The former president has falsely claimed in recent days that the Biden administration cannot respond adequately to Hurricane Helene because it had used disaster funds for migrants, and he has dubiously said the president and vice president Kamala Harris' response had been "unbelievably weak," reported the Washington Post .
“Historically, hurricanes are a time where politicians like to put partisanship aside and show they’re focused on the greater good,” Alex Conant, a GOP strategist who worked in the George W. Bush White House during Hurricane Katrina, told the Post.
“Trump does not have that instinct at all and he’s so controversial that Democrats don’t have that instinct with him either.”

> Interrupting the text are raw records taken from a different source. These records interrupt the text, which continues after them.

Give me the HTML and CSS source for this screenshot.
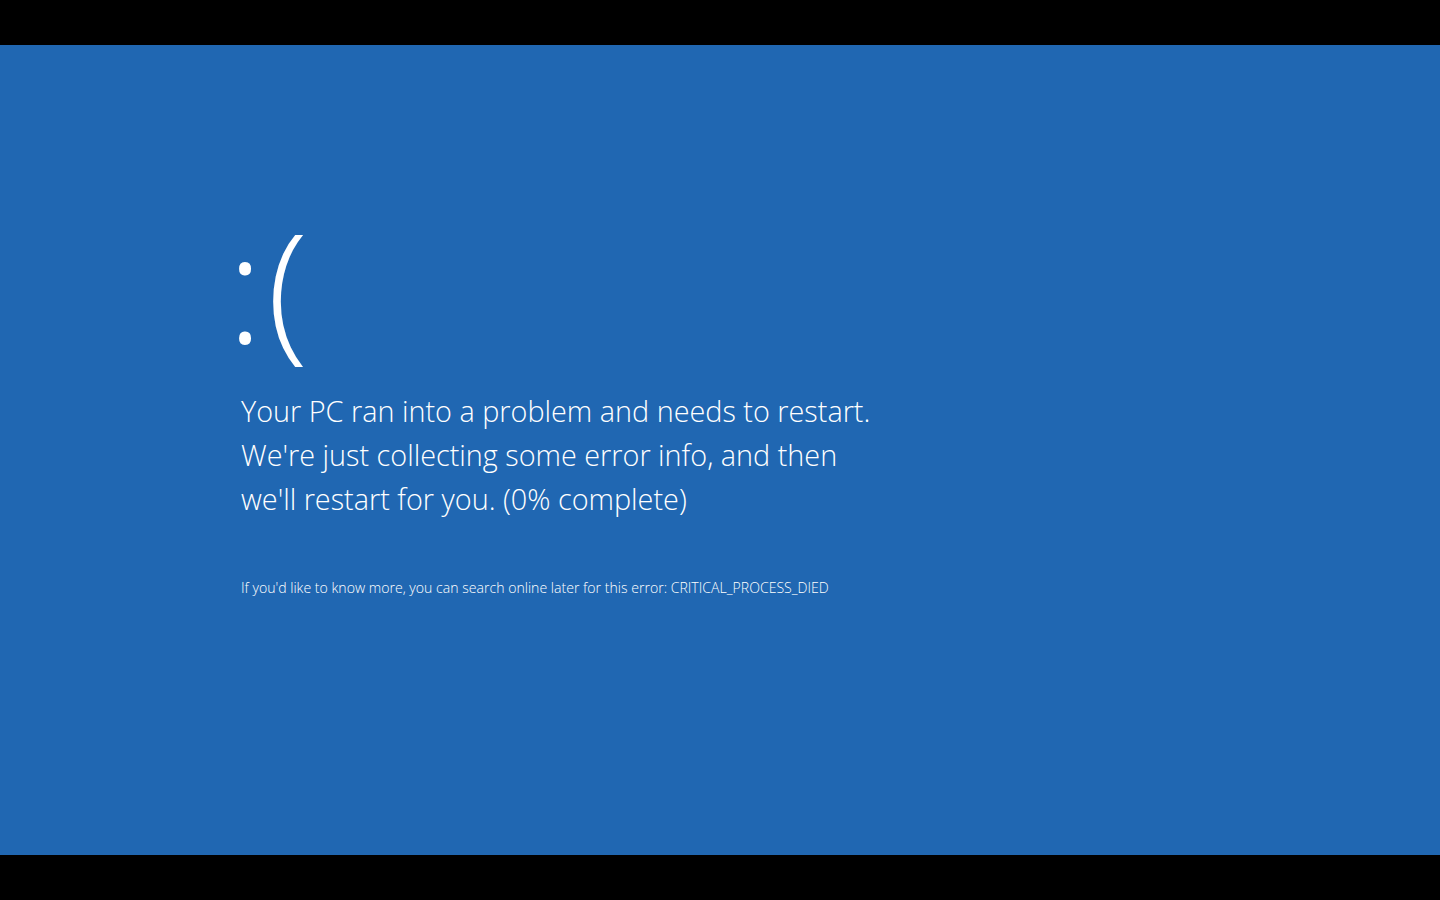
FILE: index.html
```html
<!DOCTYPE html>
<html lang="en">
<head>
<meta charset="utf-8">
<title>Blue screen</title>
<link rel="stylesheet" href="styles.css">
</head>
<body>
<div class="screen">
  <div class="bar"></div>
  <main class="bsod">
    <div class="content">
      <div class="face">:(</div>
      <p class="message">Your PC ran into a problem and needs to restart.<br>We're just collecting some error info, and then<br>we'll restart for you. (0% complete)</p>
      <p class="details">If you'd like to know more, you can search online later for this error: CRITICAL_PROCESS_DIED</p>
    </div>
  </main>
  <div class="bar"></div>
</div>
</body>
</html>
```

FILE: styles.css
```css
html, body {
  margin: 0;
  padding: 0;
  background: #000;
}
.screen {
  width: 1440px;
  height: 900px;
  display: flex;
  flex-direction: column;
}
.bar {
  height: 45px;
  background: #000;
  flex: none;
}
.bsod {
  flex: 1;
  background: #2067b2;
  color: #fff;
  font-family: "Open Sans", "Noto Sans", sans-serif;
  font-weight: 300;
}
.content {
  padding: 155px 0 0 241px;
}
.face {
  margin-left: -14px;
  font-size: 151px;
  line-height: 170px;
  height: 170px;
  letter-spacing: 4px;
}
.message {
  margin: 19px 0 0 0;
  font-size: 28.8px;
  line-height: 44px;
}
.details {
  margin: 57px 0 0 0;
  font-size: 14.1px;
  line-height: 20px;
}
```
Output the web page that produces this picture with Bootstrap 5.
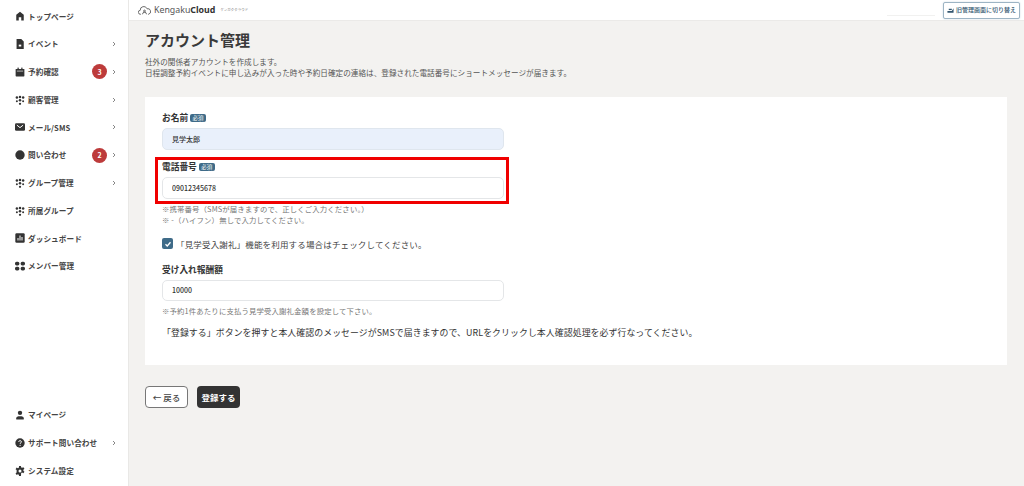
<!DOCTYPE html>
<html lang="ja"><head><meta charset="utf-8"><title>アカウント管理</title>
<link href="https://cdn.jsdelivr.net/npm/bootstrap@5.3.0/dist/css/bootstrap.min.css" rel="stylesheet">
<style>
html,body{height:486px;overflow:hidden}
body{font-family:"Noto Sans CJK JP","Noto Sans",sans-serif;background:#f3f2f0;color:#333;font-size:8px}
.shell{height:486px}
.side{width:129px;background:#fff;border-right:1px solid #e9e8e6;padding:2.5px 0 1.5px;flex:none}
.sitem{height:27.75px;padding:0 12.5px 0 15px;font-size:7.6px;font-weight:700;color:#444;letter-spacing:.1px;gap:3px;text-decoration:none}
.sitem svg.ico{width:10px;height:10px;flex:none;fill:#333}
.chev{width:4px;height:6px;fill:none;stroke:#888;stroke-width:1;flex:none}
.cnt{width:15px;height:15px;border-radius:50%;background:#bd3b3b;color:#fff;font-size:7px;font-weight:700;margin-right:1.5px}
.topb{height:21px;background:#fff;border-bottom:1px solid #ebeae8;padding:0 4px 0 9px}
.logom{margin-right:3px}
.logot{font-family:"Noto Sans",sans-serif;font-size:8.8px;color:#555;line-height:1}
.logot b{color:#333}
.kana{font-size:3.5px;color:#777;letter-spacing:0;margin-left:5px}
.faint{width:48px;height:1px;background:#f1f1f0;margin-top:11px}
.swbtn{font-size:6px;font-weight:500;color:#33566f;border:1px solid #9db4c4;border-radius:2px;background:#fff;height:17px;padding:0 3px;gap:2px;box-shadow:0 0 2px #ccd8e0;line-height:1}
.pane{padding:8px 17px 0 16px}
.ttl{font-size:15px;font-weight:700;color:#3a3a3a;line-height:22px;margin:0 0 5px}
.desc{font-size:7.6px;line-height:11px;color:#555;margin:0 0 19px;letter-spacing:.03px}
.fcard{background:#fff;height:268px;padding:16px 17px;position:relative}
.flabel{font-size:8.7px;font-weight:700;color:#333;line-height:10px;margin:0 0 5px;display:flex;align-items:center;gap:2px}
.req{background:#3f6b88;color:#fff;font-size:5.5px;line-height:8px;padding:0 2.5px;border-radius:2px;font-weight:400}
.finput.form-control{width:342px;height:21.5px;min-height:0;font-size:7px;font-weight:500;color:#333;padding:0 9px;border:1px solid #e4e6e8;border-radius:5px;box-shadow:none}
.finput.filled{background:#e9f0fb;border-color:#dfe6ee}
.fgroup{margin-bottom:12.5px}
.hint{font-size:7.4px;line-height:11px;color:#777;margin:4px 0 0;letter-spacing:.13px}
.chk{margin:13px 0 15px 0;font-size:8.5px;line-height:12px;color:#444;gap:2px;letter-spacing:.16px}
.cbox{width:11px;height:11px;border-radius:2px;background:#3f6b88;flex:none;margin-right:1px}
.notice{font-size:8.9px;line-height:12px;color:#333;margin:11px 0 0;letter-spacing:.08px}
.redbox{position:absolute;left:10px;top:60px;width:354px;height:47px;border:3px solid #f00000;pointer-events:none}
.acts{margin-top:21px;gap:9px}
.bk.btn{font-size:8.5px;font-weight:500;height:22px;width:43px;padding:0;border:1px solid #777;background:#fff;color:#444;border-radius:4px}
.sv.btn{font-size:8.5px;font-weight:700;height:22px;width:43px;padding:0;border:0;background:#333;color:#fff;border-radius:4px}
</style></head><body>
<div class="d-flex shell">
<nav class="side d-flex flex-column justify-content-between">
<div>
<a class="sitem d-flex align-items-center"><svg class="ico" viewBox="0 0 16 16"><path d="M8 1 2 6v9h4v-5h4v5h4V6z"/></svg><span class="flex-grow-1">トップページ</span></a>
<a class="sitem d-flex align-items-center"><svg class="ico" viewBox="0 0 16 16"><path d="M2.500 0h7.500l4 4v12H2.500z"/><rect x="6" y="9" width="4" height="3" fill="#fff"/></svg><span class="flex-grow-1">イベント</span><svg class="chev" viewBox="0 0 4 6"><path d="m1 1 2 2-2 2"/></svg></a>
<a class="sitem d-flex align-items-center"><svg class="ico" viewBox="0 0 16 16"><path d="M2 3h12a1 1 0 0 1 1 1v10a1 1 0 0 1-1 1H2a1 1 0 0 1-1-1V4a1 1 0 0 1 1-1z"/><rect x="3" y="6" width="10" height="1" fill="#fff"/><rect x="4" y="1" width="2" height="3"/><rect x="10" y="1" width="2" height="3"/></svg><span class="flex-grow-1">予約確認</span><span class="cnt d-flex align-items-center justify-content-center">3</span><svg class="chev" viewBox="0 0 4 6"><path d="m1 1 2 2-2 2"/></svg></a>
<a class="sitem d-flex align-items-center"><svg class="ico" viewBox="0 0 16 16"><circle cx="3" cy="4" r="2"/><circle cx="8" cy="3" r="2"/><circle cx="13" cy="4" r="2"/><circle cx="3" cy="10" r="1.6"/><circle cx="8" cy="8.5" r="2"/><circle cx="13" cy="10" r="1.6"/><circle cx="8" cy="14" r="1.8"/></svg><span class="flex-grow-1">顧客管理</span><svg class="chev" viewBox="0 0 4 6"><path d="m1 1 2 2-2 2"/></svg></a>
<a class="sitem d-flex align-items-center"><svg class="ico" viewBox="0 0 16 16"><rect x="0" y="2" width="16" height="12" rx="2"/><path d="m3 5 5 4 5-4" fill="none" stroke="#fff" stroke-width="1.6"/></svg><span class="flex-grow-1">メール/SMS</span><svg class="chev" viewBox="0 0 4 6"><path d="m1 1 2 2-2 2"/></svg></a>
<a class="sitem d-flex align-items-center"><svg class="ico" viewBox="0 0 16 16"><circle cx="8" cy="8" r="7.5"/></svg><span class="flex-grow-1">問い合わせ</span><span class="cnt d-flex align-items-center justify-content-center">2</span><svg class="chev" viewBox="0 0 4 6"><path d="m1 1 2 2-2 2"/></svg></a>
<a class="sitem d-flex align-items-center"><svg class="ico" viewBox="0 0 16 16"><circle cx="3" cy="4" r="2"/><circle cx="8" cy="3" r="2"/><circle cx="13" cy="4" r="2"/><circle cx="3" cy="10" r="1.6"/><circle cx="8" cy="8.5" r="2"/><circle cx="13" cy="10" r="1.6"/><circle cx="8" cy="14" r="1.8"/></svg><span class="flex-grow-1">グループ管理</span><svg class="chev" viewBox="0 0 4 6"><path d="m1 1 2 2-2 2"/></svg></a>
<a class="sitem d-flex align-items-center"><svg class="ico" viewBox="0 0 16 16"><circle cx="3" cy="4" r="2"/><circle cx="8" cy="3" r="2"/><circle cx="13" cy="4" r="2"/><circle cx="3" cy="10" r="1.6"/><circle cx="8" cy="8.5" r="2"/><circle cx="13" cy="10" r="1.6"/><circle cx="8" cy="14" r="1.8"/></svg><span class="flex-grow-1">所属グループ</span></a>
<a class="sitem d-flex align-items-center"><svg class="ico" viewBox="0 0 16 16"><rect x="0.5" y="0.5" width="15" height="15" rx="2"/><path d="M4 12V8h1.6v4zM7.2 12V4h1.6v8zM10.4 12V6.5H12V12z" fill="#fff"/></svg><span class="flex-grow-1">ダッシュボード</span></a>
<a class="sitem d-flex align-items-center"><svg class="ico" viewBox="0 0 16 16"><rect x="0" y="1" width="7" height="6" rx="2.500"/><rect x="9" y="1" width="7" height="6" rx="2.500"/><rect x="0" y="9" width="7" height="6" rx="2.500"/><rect x="9" y="9" width="7" height="6" rx="2.500"/></svg><span class="flex-grow-1">メンバー管理</span></a>
</div>
<div>
<a class="sitem d-flex align-items-center"><svg class="ico" viewBox="0 0 16 16"><circle cx="8" cy="4.5" r="3.5"/><path d="M2 15v-2c0-2 2-3 6-3s6 1 6 3v2z"/></svg><span class="flex-grow-1">マイページ</span></a>
<a class="sitem d-flex align-items-center"><svg class="ico" viewBox="0 0 16 16"><circle cx="8" cy="8" r="7.5"/><path d="M5.8 6.2C6 4.8 7 4.2 8.1 4.2c1.300 0 2.200.8 2.200 1.900 0 1.700-2.200 1.600-2.200 3.300" fill="none" stroke="#fff" stroke-width="1.500"/><circle cx="8.100" cy="11.700" r="1" fill="#fff"/></svg><span class="flex-grow-1">サポート問い合わせ</span><svg class="chev" viewBox="0 0 4 6"><path d="m1 1 2 2-2 2"/></svg></a>
<a class="sitem d-flex align-items-center"><svg class="ico" viewBox="0 0 16 16"><path fill-rule="evenodd" d="M6.500 0h3l.4 2.200 1.500.7 2-1.100 1.700 2.500-1.700 1.500v1.700l1.700 1.500-1.700 2.500-2-1.100-1.500.7L9.500 16h-3l-.4-2.200-1.500-.7-2 1.100L.9 11.700l1.700-1.500V6.500L.9 5l1.700-2.500 2 1.100 1.500-.7zM8 5.600a2.400 2.400 0 1 0 0 4.800 2.400 2.400 0 0 0 0-4.800z"/></svg><span class="flex-grow-1">システム設定</span></a>
</div>
</nav>
<div class="flex-grow-1 d-flex flex-column">
<header class="topb d-flex align-items-center">
<div class="d-flex align-items-center flex-grow-1">
<svg class="logom" width="13" height="9" viewBox="0 0 26 18" fill="none" stroke="#555" stroke-width="1.700"><path d="M6 16.500H5a4 4 0 0 1-.5-8A7 7 0 0 1 18 5.500a5.300 5.300 0 0 1 3 11h-1"/><path d="M9 16.500a4 4 0 0 1 8 0"/><circle cx="13" cy="10" r="1.800"/></svg>
<span class="logot">Kengaku<b>Cloud</b></span><span class="kana">ケンガククラウド</span>
</div>
<div class="faint me-2"></div>
<button class="swbtn d-flex align-items-center" type="button"><svg width="7" height="7" viewBox="0 0 16 16" fill="#33566f"><path d="M1 9h10l4-6v10H1z"/><path d="M4 4h7v3H4z"/></svg>旧管理画面に切り替え</button>
</header>
<main class="pane">
<h1 class="ttl">アカウント管理</h1>
<p class="desc">社外の関係者アカウントを作成します。<br>日程調整予約イベントに申し込みが入った時や予約日確定の連絡は、登録された電話番号にショートメッセージが届きます。</p>
<form class="fcard">
<div class="fgroup"><label class="flabel">お名前<span class="req">必須</span></label><input class="form-control finput filled" value="見学太郎"></div>
<div><label class="flabel">電話番号<span class="req">必須</span></label><input class="form-control finput" value="09012345678"></div>
<p class="hint">※携帯番号（SMSが届きますので、正しくご入力ください。）<br>※ -（ハイフン）無しで入力してください。</p>
<div class="chk d-flex align-items-center"><span class="cbox d-flex align-items-center justify-content-center"><svg width="8" height="8" viewBox="0 0 16 16" fill="none" stroke="#fff" stroke-width="2.600"><path d="m3 8.500 3.500 3.500L13 4.500"/></svg></span>「見学受入謝礼」機能を利用する場合はチェックしてください。</div>
<div><label class="flabel">受け入れ報酬額</label><input class="form-control finput" value="10000"></div>
<p class="hint">※予約1件あたりに支払う見学受入謝礼金額を設定して下さい。</p>
<p class="notice">「登録する」ボタンを押すと本人確認のメッセージがSMSで届きますので、URLをクリックし本人確認処理を必ず行なってください。</p>
<div class="redbox"></div>
</form>
<div class="acts d-flex">
<button class="btn bk" type="button">← 戻る</button>
<button class="btn sv" type="button">登録する</button>
</div>
</main>
</div>
</div>
<script src="https://cdn.jsdelivr.net/npm/bootstrap@5.3.0/dist/js/bootstrap.bundle.min.js"></script>
</body></html>
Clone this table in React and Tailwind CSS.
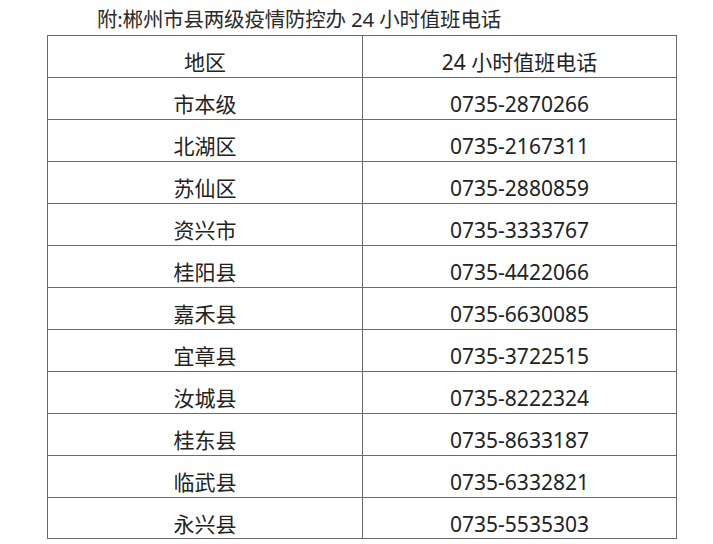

The Trump administration moved faster to help hurricane victims in Texas, which voted for him, than in Puerto Rico, which didn't, during 2017 storms, and he reportedly balked at providing disaster aid to California in 2018 until he was shown that Republican-leaning regions were affected by wildfires, and he also threatened to withhold funding from Michigan to clean up after floods in 2020 because he was angry with plans to send out absentee voting applications.
Just last month, Trump threatened to withhold federal aid from California, whose governor Gavin Newsom is a political rival, if he was re-elected to pressure the state to changes its water management policies.
"Trump has for years mischaracterized wildfires, claiming that California wasn’t using enough water to fight fires and incorrectly blaming forest management for wildfires," McDaniel and LeVine reported in WAPO. "He has suggested fires could be prevented by raking forest floors, cast doubt on climate change science in one 2020 meeting with state officials, and suggested that California should wet its forests. All are claims that scientists say show a misunderstanding of how fires spread and are fought."
Then there's his infamous doctoring of a hurricane map in 2019 with a Sharpie marker to make it look like a storm was headed toward Alabama, as he had inaccurately claimed, and the White House was later found by the Commerce Department inspector general to have pressured the National Oceanic and Atmospheric Administration to back up his false claims and discredit Weather Service meteorologists.
“Getting politics out of disasters and emergency management is really critical,” said Tim Frazier, faculty director of the emergency and disaster management program at Georgetown University. “It’s dangerous, it doesn’t help, and it certainly makes the job of our disaster responders, our first responders, more difficult.”